Call Down the Hawk (Dreamer, #1)(84)



She had always vowed she’d paint something original when she got to live as an original.

So, never.

She was very angry, she thought with some wonder. So this was how Madox felt all the time. How did she ever get anything done? There wasn’t room inside Jordan for anything else.

In the place where an office should be, there was Senko’s tattoo parlor, and that was where Hennessy and Jordan headed that evening. Jordan wasn’t exactly sure how hygienic it was, but Senko didn’t ask questions about the Supra’s origin and he didn’t ask questions about Jordan’s, either. It wasn’t the easiest thing to find five different tattoo parlors to do identical flowers on each of the girls each time Hennessy got a new one.

“Another flower,” Senko said. “Two flowers this time, we’re nearly done.” He was the most compact man Jordan had ever met, both short and slight, like a taller person seen from far away. His densely curled hair was either dull brown or gray. She had no idea how old he was. Thirty? Fifty? Supposedly Hennessy had slept with him once, but for Senko’s sake, Jordan hoped this wasn’t true. “Pink this time.”

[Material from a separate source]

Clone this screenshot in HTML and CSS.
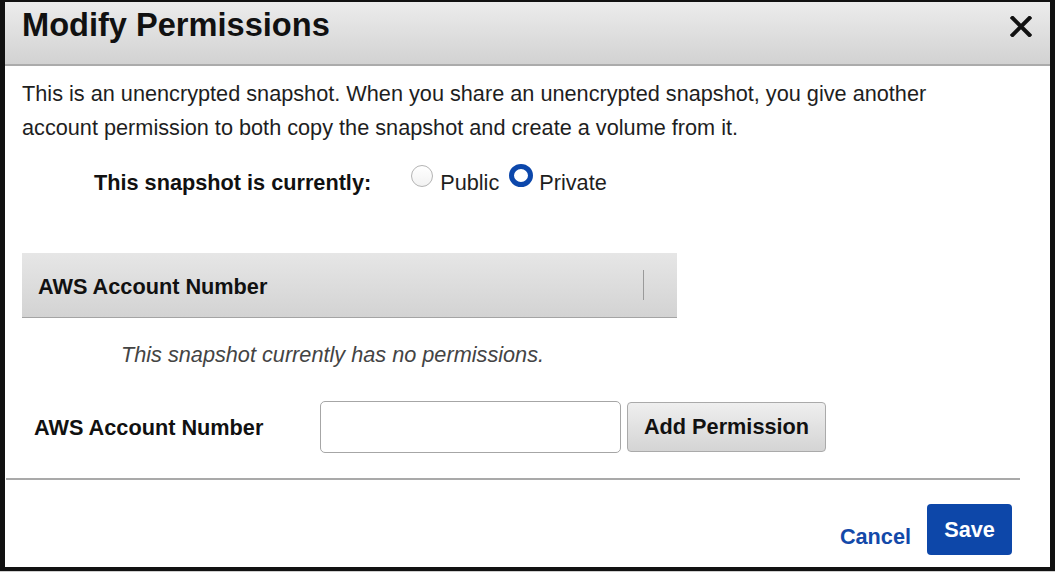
FILE: index.html
```html
<!DOCTYPE html>
<html lang="en">
<head>
<meta charset="utf-8">
<title>Modify Permissions</title>
<link rel="stylesheet" href="styles.css">
</head>
<body>
<div class="dialog">
  <div class="dialog-header">
    <h1 class="dialog-title">Modify Permissions</h1>
    <span class="close-btn" aria-label="Close">
      <svg width="22" height="21" viewBox="0 0 22 21"><path d="M2.5 2 L19.5 19 M19.5 2 L2.5 19" stroke="#111" stroke-width="4" stroke-linecap="square" fill="none"/></svg>
    </span>
  </div>
  <div class="dialog-body">
    <p class="intro">This is an unencrypted snapshot. When you share an unencrypted snapshot, you give another account permission to both copy the snapshot and create a volume from it.</p>
    <div class="status-row">
      <span class="status-label">This snapshot is currently:</span><span class="radio"></span><span class="radio-text">Public</span><span class="radio radio-on"></span><span class="radio-text">Private</span>
    </div>
    <div class="table-head">
      <div class="th-cell">AWS Account Number</div>
      <div class="th-sep"></div>
    </div>
    <div class="empty-row">
      <div class="empty-msg">This snapshot currently has no permissions.</div>
    </div>
    <div class="form-row">
      <label class="form-label">AWS Account Number</label>
      <input class="acct-input" type="text">
      <button class="add-btn">Add Permission</button>
    </div>
  </div>
  <div class="rule"></div>
  <div class="dialog-footer">
    <a class="cancel-link">Cancel</a>
    <button class="save-btn">Save</button>
  </div>
</div>
</body>
</html>
```
FILE: styles.css
```css
html, body {
  margin: 0;
  padding: 0;
}
body {
  width: 1055px;
  height: 572px;
  background: #cfcfcf;
  font-family: "Liberation Sans", Arial, sans-serif;
  font-size: 21.7px;
  color: #1e1e1e;
  overflow: hidden;
}
.dialog {
  box-sizing: border-box;
  width: 1055px;
  height: 571px;
  background: #fff;
  border-style: solid;
  border-color: #111;
  border-width: 2px 5px 4px 5px;
  display: flex;
  flex-direction: column;
}
.dialog-header {
  height: 64px;
  border-bottom: 2px solid #ababab;
  background: linear-gradient(#ececec, #d2d2d2);
  display: flex;
  justify-content: space-between;
  align-items: flex-start;
  padding: 3px 18px 0 17px;
}
.dialog-title {
  margin: 0;
  font-size: 32.6px;
  line-height: 40px;
  font-weight: bold;
  color: #111;
}
.close-btn {
  display: block;
  margin-top: 11px;
  width: 22px;
  height: 21px;
}
.close-btn svg { display: block; }
.dialog-body {
  padding: 0 17px;
}
.intro {
  margin: 11px 0 0 0;
  line-height: 34px;
  width: 930px;
}
.status-row {
  margin-top: 19px;
  line-height: 34px;
  padding-left: 72px;
  white-space: nowrap;
}
.status-label {
  font-weight: bold;
  color: #111;
  margin-right: 40px;
}
.radio {
  display: inline-block;
  box-sizing: border-box;
  width: 22px;
  height: 22px;
  border-radius: 50%;
  border: 1.5px solid #b4b4b4;
  background: linear-gradient(#fff, #f2f2f2);
  vertical-align: 3px;
  margin-right: 7px;
}
.radio-on {
  width: 24px;
  height: 23px;
  border: 5.5px solid #0c47ab;
  background: #fff;
  margin-right: 6px;
}
.radio-text {
  margin-right: 10px;
}
.table-head {
  margin-top: 53px;
  width: 655px;
  height: 64px;
  border-bottom: 1px solid #a4a4a4;
  background: linear-gradient(#e6e6e6, #d3d3d3);
  display: flex;
  align-items: center;
}
.th-cell {
  width: 605px;
  padding: 3px 0 0 16px;
  font-weight: bold;
  line-height: 34px;
  color: #111;
}
.th-sep {
  width: 1px;
  height: 30px;
  background: #9a9a9a;
}
.empty-row {
  margin-top: 20px;
  width: 621px;
}
.empty-msg {
  text-align: center;
  font-style: italic;
  line-height: 34px;
  color: #444;
}
.form-row {
  margin-top: 29px;
  display: flex;
  align-items: center;
  height: 52px;
}
.form-label {
  box-sizing: border-box;
  width: 298px;
  padding: 1px 0 0 12px;
  font-weight: bold;
  line-height: 34px;
  color: #111;
}
.acct-input {
  box-sizing: border-box;
  width: 301px;
  height: 52px;
  border: 1px solid #a6a6a6;
  border-radius: 5px;
  background: #fff;
  margin: 0;
  padding: 0 8px;
  font: inherit;
}
.add-btn {
  box-sizing: border-box;
  margin: 0 0 0 6px;
  width: 199px;
  height: 50px;
  border: 1px solid #aaa;
  border-radius: 4px;
  background: linear-gradient(#efefef, #d4d4d4);
  font-family: inherit;
  font-size: 21.7px;
  font-weight: bold;
  color: #111;
  padding: 0;
}
.rule {
  margin: 25px 30px 0 1px;
  height: 2px;
  background: #a9a9a9;
}
.dialog-footer {
  flex: 1;
  display: flex;
  justify-content: flex-end;
  align-items: flex-end;
  padding: 24px 38px 12px 0;
}
.cancel-link {
  font-weight: bold;
  color: #1349a9;
  line-height: 34px;
  margin: 0 16px 1px 0;
  cursor: pointer;
}
.save-btn {
  box-sizing: border-box;
  width: 85px;
  height: 51px;
  border: none;
  border-radius: 4px;
  background: #0d47a9;
  color: #fff;
  font-family: inherit;
  font-size: 21.7px;
  font-weight: bold;
  padding: 0;
}
```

Jordan was already situated in the chair as Senko examined the new flower on Hennessy’s throat, making sure that the one he was about to put on Jordan matched precisely. He was taking his time. Senko was not the sort to do anything rash. He wasn’t the sort to do anything at speed, really, which was ironic considering that his profession was making things go faster. Senko himself was the slowest driver Jordan had ever seen; she’d once encountered him in his GTR north of the city and had spent ten minutes trying to provoke him into exceeding the speed limit before realizing first that it was impossible and second that it was him.

“Pink is the oldest color on the planet, did you know that?” Hennessy said. She still sounded a little drugged, but she had stopped bleeding hours before. She lolled in a rolling desk chair, holding the shop dog, a tiny female Yorkie named Greg. The story was that Senko used to have a shop guy named Greg who’d botched a turbo swap years ago and been unable to pay for the fix, and Senko had taken his dog in reparation, but Jordan found the story suspect. Senko wouldn’t let any of his shop guys touch a turbo. “According to fossil records. Cyanobacteria. I read that in Smithsonian Magazine. Ground ’em up, add them to solvent, it turns bright pink, making it one-billion-year-old pigment. I’d like to paint with that. Maybe a steak. A rare color for a rare food. Too on the nose?”

Jordan didn’t answer.

Jordan didn’t want this tattoo.

It seemed impossible how much she didn’t want the tattoo.

A decade of matching tattoos, matching hair, matching clothing, matching lives. Matching hopes, matching dreams, matching expiration dates.

“I’m gonna piss first,” Senko said, standing slowly. “Don’t go away.” He moved out of the room with slothlike intention.

The moment Jordan heard the shop bathroom door close, words blew out of her mouth; she couldn’t even stop them. “What did you tell him?”

Hennessy and the dog looked up in surprise. “Steak? Pink? I didn’t make him need to piss.”

“Ronan Lynch,” Jordan said. She didn’t even fully recognize her tone. She sounded like Madox. The words were spat out. Hateful. Ronan. Lynch. “He was all ready to take us on and in he went to you and something you said sent him sodding right back out that door.”

“He couldn’t do anything for us.”

“And how would you know? Did you see the painting he did? Out of his head? It took him no time at all, maybe even better than the original Dark Lady. He said he might be able to do something just for you. You didn’t even let him try.”

Hennessy said, “It’ll just get the girls all strung out.”

“On hope, is that what you mean? Are you saying they’d be all strung out on hope, like they might get excited about seeing the other side of twenty-one? You’re right, that seems truly fucked up. What was I thinking.”

Hennessy gave Jordan a fond look. “This doesn’t look good on you, Jordan. Leave it to Mad.”

This did nothing to quench Jordan’s anger. If anything, it strengthened it.

“I spent every second of every day for months getting The Dark Lady,” she said. “For you, so you wouldn’t be like this. But also for them, because they needed it. Before this, Trinity was about ready to eat a bucket of pills, you and I both know that. Having an idea it might go somewhere kept her from going off her oats. For once it didn’t just hang over us. All of us. And now you’re saying that’s not worth going after again?”

Now Hennessy looked angry right back. It was a version of Madox’s anger, but a shade darker, more complicated. She put her finger on her temple. “You don’t know what goes on in here, Jordan. I played along with you, I played along with The Dark Lady, even though I knew it would just fuck us up the arse. And here we are, fucked up the arse, as predicted.”

“We never had another dreamer,” Jordan said. “He knows what you can do. He knows what’s possible.”

And then she saw from Hennessy’s face that this was exactly why she didn’t want it. Jordan narrowed her eyes. “Is this a cry for help?”

Hennessy said, “Don’t dig in this hole, Jordan. It’s not what you think.”